When a company cannot continue to trade because it cannot meet its debts as and when they fall due, or the liabilities are greater than the assets, there are two types of insolvent liquidation available, being a Compulsory Winding Up and a Creditors Voluntary Liquidation.
Compulsory Winding Up
This procedure is predominately used by a disgruntled creditor who is trying to recover their money. A creditor needs to be owed more than £750 which remains unpaid after a Statutory Demand has been served or they have obtained a County Court Judgement. The creditor can petition the court for a Winding Up Order to be made.
Once the petition is advertised, which must be at least 7 days after issue, the company bank account will be frozen and no payments should be made by the company as they will be void unless a validation order is obtained. This means that the staff and suppliers cannot be paid and the company will effectively cease to trade.
Once the Court has made the order, the Company the Official Receiver will initially become the liquidator.
Creditors Voluntary Liquidation
In this procedure the director will instruct an Insolvency Practitioner to assist him place the company into Liquidation. A board meeting is held to commence the procedure, notice is sent to creditors and members and within as little as two weeks the company can be in liquidation, which takes place once the members have passed a resolution to wind up the company.

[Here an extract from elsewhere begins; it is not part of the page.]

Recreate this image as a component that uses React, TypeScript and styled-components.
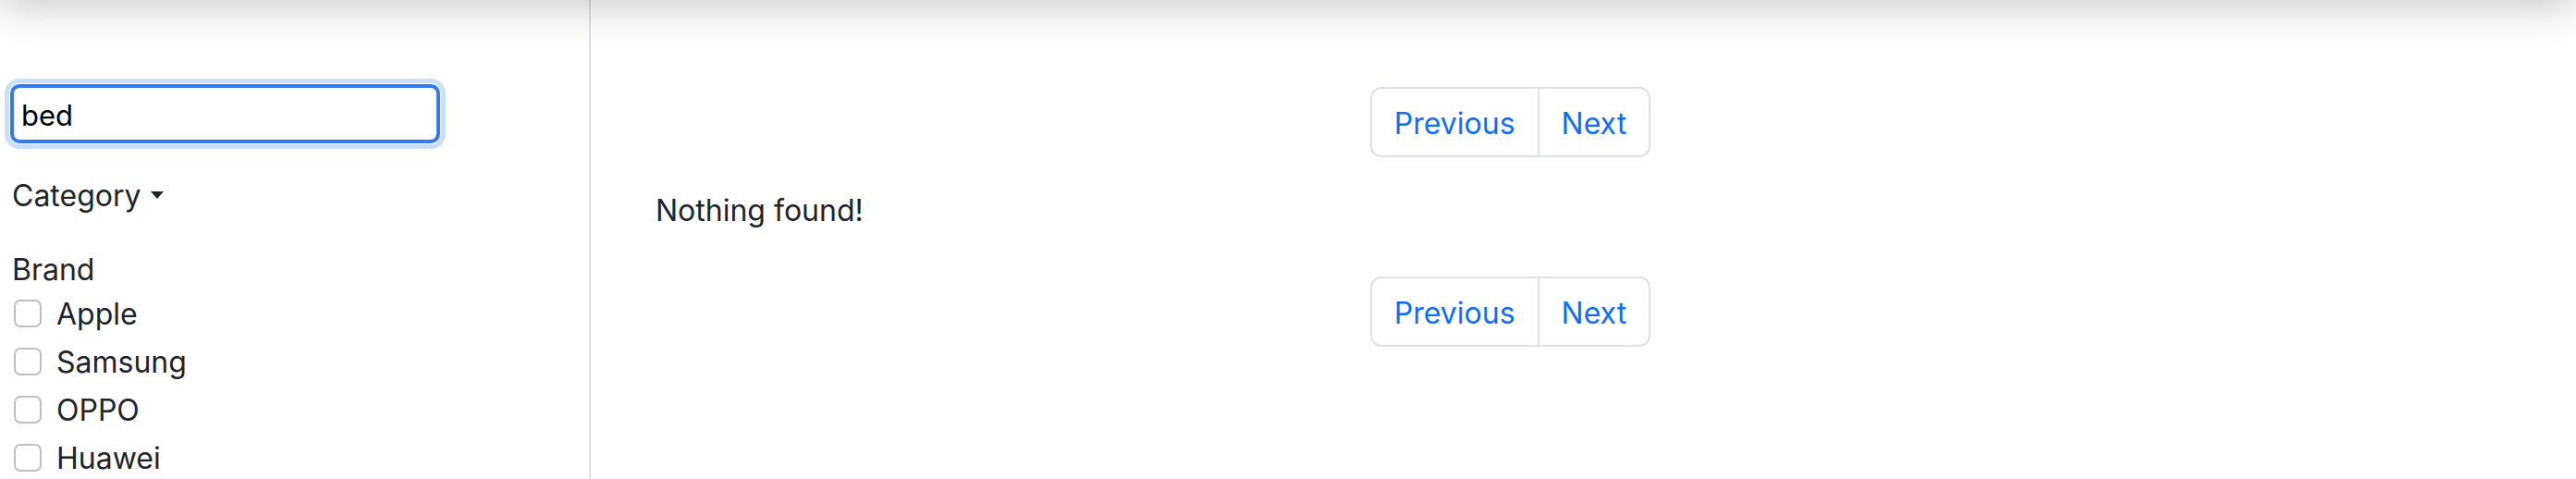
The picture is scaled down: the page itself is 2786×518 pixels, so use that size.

This procedure provides the directors with control over the timing of the liquidation which is particularly important if there are staff waiting for payments from the National Insurance Fund. A claim can only be made once the company is subject to a formal insolvency procedure has commenced.
The directors can chose the Liquidator they wish to instruct and although creditors can elect to appoint an alternative Liquidator this does not happen very often.